§ **Exercise details**
Look through the material below and count the lines with the string "styles". Report only the count.

** Start of The data **

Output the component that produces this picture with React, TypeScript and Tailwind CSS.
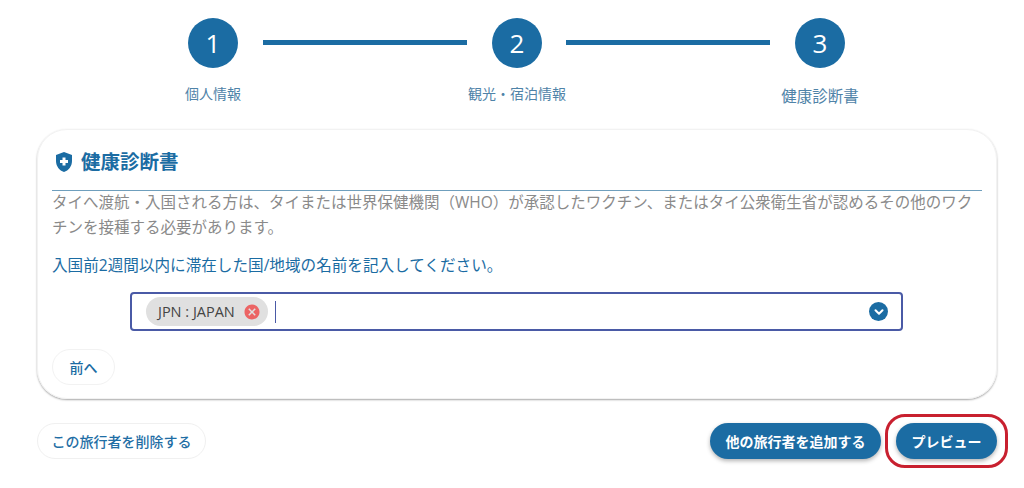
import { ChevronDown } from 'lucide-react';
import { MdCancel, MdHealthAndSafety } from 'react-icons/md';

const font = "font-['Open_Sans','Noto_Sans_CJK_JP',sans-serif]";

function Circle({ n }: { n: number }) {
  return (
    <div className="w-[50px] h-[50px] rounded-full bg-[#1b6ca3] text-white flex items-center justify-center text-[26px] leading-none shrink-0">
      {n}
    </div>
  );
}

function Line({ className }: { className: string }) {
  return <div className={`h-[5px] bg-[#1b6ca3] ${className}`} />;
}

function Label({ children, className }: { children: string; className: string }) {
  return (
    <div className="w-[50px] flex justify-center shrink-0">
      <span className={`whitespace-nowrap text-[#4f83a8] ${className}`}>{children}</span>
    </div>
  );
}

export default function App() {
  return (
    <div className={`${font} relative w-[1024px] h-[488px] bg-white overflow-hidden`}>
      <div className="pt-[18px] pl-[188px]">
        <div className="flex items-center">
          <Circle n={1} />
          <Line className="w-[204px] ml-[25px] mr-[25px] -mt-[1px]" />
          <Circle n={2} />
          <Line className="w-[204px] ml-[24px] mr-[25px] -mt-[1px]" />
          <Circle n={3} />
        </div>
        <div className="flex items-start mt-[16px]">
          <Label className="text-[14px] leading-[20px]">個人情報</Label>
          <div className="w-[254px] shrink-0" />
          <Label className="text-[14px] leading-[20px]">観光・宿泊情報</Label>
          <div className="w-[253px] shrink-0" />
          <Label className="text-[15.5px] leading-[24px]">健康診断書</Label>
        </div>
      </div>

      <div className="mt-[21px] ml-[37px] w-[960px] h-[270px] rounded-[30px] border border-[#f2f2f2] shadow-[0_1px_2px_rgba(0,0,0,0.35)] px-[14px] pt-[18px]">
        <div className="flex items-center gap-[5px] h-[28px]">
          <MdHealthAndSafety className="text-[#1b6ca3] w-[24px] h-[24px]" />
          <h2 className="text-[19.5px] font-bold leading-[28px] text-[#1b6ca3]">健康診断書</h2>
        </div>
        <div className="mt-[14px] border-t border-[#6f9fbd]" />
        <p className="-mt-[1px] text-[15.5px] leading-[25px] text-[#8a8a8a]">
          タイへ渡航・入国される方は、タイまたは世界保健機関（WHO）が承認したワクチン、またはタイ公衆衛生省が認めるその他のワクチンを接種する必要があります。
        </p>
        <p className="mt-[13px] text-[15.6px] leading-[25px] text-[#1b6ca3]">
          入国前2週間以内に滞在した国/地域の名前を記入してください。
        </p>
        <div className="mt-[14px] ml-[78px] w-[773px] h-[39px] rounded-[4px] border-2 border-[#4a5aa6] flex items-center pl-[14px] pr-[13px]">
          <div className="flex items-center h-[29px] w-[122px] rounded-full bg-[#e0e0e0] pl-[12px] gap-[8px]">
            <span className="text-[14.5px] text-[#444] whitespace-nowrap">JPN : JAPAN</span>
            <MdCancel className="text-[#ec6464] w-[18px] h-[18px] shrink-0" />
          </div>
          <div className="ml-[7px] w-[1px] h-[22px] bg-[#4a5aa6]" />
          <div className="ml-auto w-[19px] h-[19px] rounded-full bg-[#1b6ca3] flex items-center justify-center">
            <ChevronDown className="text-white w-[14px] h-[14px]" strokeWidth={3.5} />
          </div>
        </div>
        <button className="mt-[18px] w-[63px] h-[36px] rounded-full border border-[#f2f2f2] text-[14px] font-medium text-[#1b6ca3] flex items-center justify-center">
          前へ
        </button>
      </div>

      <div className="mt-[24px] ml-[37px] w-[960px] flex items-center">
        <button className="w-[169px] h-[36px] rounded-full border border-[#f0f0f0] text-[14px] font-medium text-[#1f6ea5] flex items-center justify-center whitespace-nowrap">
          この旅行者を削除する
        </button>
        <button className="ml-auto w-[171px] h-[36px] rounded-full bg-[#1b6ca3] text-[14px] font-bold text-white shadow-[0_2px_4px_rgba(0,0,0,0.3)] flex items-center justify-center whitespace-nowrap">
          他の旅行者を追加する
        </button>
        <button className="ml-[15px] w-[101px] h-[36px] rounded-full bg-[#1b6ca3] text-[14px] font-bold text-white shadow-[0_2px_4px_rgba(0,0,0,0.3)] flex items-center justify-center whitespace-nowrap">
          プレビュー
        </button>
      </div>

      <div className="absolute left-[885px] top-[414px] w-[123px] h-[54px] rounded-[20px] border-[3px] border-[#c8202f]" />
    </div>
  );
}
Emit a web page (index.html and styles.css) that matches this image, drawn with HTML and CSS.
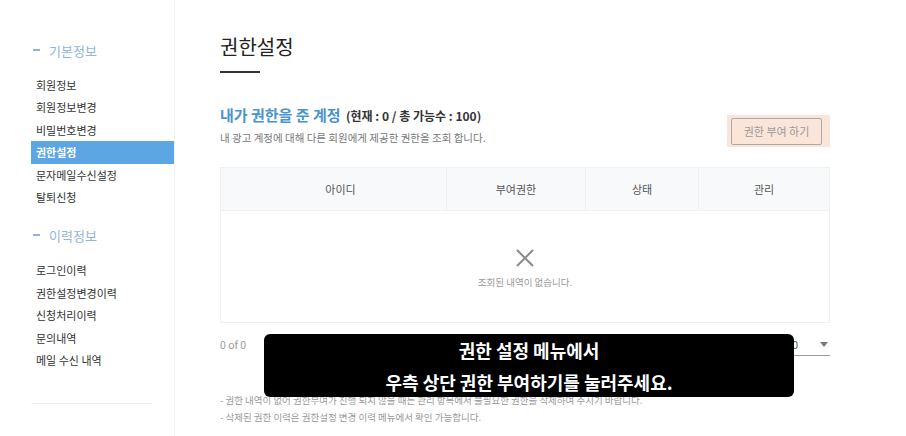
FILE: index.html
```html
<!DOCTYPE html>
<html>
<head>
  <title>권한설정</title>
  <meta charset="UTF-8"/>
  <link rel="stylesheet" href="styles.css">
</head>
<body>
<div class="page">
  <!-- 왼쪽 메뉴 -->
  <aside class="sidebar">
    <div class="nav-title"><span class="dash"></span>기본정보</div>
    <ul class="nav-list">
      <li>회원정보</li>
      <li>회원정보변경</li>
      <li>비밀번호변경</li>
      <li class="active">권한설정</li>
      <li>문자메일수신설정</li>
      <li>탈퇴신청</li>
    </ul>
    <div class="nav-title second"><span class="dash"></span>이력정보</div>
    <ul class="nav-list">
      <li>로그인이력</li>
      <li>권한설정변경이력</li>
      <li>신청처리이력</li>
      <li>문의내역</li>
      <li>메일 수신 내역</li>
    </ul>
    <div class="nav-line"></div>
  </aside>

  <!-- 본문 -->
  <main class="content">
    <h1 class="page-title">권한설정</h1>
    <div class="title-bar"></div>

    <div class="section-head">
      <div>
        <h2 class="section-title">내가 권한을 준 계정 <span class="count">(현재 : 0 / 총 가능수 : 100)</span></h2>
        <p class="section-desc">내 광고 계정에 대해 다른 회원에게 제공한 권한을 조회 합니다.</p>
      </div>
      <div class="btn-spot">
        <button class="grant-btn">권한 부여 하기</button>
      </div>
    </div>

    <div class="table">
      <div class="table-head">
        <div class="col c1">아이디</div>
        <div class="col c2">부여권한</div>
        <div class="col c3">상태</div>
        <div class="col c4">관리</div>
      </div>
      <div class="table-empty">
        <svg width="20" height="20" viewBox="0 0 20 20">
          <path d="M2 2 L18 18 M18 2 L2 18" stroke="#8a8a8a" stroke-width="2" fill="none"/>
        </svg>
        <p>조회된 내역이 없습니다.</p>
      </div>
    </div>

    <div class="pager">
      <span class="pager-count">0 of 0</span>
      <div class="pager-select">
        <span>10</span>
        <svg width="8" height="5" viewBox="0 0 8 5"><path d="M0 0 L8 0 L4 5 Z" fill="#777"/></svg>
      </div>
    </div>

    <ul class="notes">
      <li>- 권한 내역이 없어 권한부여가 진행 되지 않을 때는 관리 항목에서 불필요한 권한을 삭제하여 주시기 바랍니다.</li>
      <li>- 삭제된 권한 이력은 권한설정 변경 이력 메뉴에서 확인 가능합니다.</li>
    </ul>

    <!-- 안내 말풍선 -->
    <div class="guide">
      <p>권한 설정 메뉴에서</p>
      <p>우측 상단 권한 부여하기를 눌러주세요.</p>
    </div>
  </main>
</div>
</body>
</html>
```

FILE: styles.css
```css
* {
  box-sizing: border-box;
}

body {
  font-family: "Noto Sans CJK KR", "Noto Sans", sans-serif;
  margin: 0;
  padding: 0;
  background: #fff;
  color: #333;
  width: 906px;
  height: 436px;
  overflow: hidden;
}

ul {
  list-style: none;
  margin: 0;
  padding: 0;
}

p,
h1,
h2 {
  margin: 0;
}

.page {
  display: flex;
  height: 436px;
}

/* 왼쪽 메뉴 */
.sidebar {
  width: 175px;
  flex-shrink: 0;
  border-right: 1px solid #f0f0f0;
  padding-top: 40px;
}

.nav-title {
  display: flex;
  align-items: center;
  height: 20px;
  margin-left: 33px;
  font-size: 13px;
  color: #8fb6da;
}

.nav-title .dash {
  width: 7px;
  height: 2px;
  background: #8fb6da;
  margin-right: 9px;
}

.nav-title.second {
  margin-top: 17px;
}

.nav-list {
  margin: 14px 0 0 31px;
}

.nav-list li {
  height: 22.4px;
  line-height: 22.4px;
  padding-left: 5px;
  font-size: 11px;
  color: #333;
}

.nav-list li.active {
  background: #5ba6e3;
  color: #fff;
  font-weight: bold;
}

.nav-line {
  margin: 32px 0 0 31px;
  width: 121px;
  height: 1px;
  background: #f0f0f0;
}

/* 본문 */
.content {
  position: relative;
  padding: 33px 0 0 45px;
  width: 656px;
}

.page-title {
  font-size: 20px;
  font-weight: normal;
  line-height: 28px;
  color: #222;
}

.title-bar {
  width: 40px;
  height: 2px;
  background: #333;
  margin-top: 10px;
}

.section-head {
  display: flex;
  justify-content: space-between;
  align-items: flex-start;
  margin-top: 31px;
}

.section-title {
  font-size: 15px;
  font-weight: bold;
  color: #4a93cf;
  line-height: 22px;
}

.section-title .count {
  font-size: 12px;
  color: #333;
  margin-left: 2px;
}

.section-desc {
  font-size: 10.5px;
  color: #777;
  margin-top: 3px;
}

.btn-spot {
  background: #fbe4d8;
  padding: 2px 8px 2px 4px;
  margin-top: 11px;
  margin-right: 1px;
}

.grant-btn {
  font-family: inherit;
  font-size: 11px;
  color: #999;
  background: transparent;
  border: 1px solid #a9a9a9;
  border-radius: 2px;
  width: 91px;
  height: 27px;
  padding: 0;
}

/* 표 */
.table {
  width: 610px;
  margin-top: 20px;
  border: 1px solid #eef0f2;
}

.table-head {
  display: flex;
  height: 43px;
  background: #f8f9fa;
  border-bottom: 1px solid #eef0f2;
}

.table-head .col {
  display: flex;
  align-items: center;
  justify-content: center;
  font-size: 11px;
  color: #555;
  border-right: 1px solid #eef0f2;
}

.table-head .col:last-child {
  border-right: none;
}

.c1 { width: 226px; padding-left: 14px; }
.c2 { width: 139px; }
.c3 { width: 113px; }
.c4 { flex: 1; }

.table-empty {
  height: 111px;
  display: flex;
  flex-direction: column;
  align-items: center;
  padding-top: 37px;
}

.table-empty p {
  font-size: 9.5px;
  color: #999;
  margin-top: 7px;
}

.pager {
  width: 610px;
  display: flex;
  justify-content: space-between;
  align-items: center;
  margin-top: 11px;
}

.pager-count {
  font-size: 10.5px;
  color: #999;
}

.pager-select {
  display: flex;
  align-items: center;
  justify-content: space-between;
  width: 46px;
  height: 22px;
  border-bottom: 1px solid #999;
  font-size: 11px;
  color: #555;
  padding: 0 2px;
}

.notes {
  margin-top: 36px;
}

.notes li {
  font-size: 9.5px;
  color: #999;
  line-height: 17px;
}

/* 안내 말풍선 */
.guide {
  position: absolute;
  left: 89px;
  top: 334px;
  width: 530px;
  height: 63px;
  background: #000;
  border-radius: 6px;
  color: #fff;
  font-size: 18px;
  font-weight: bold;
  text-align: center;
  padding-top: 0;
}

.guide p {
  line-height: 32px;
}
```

** End of The data **

§ **Solution to this problem**
3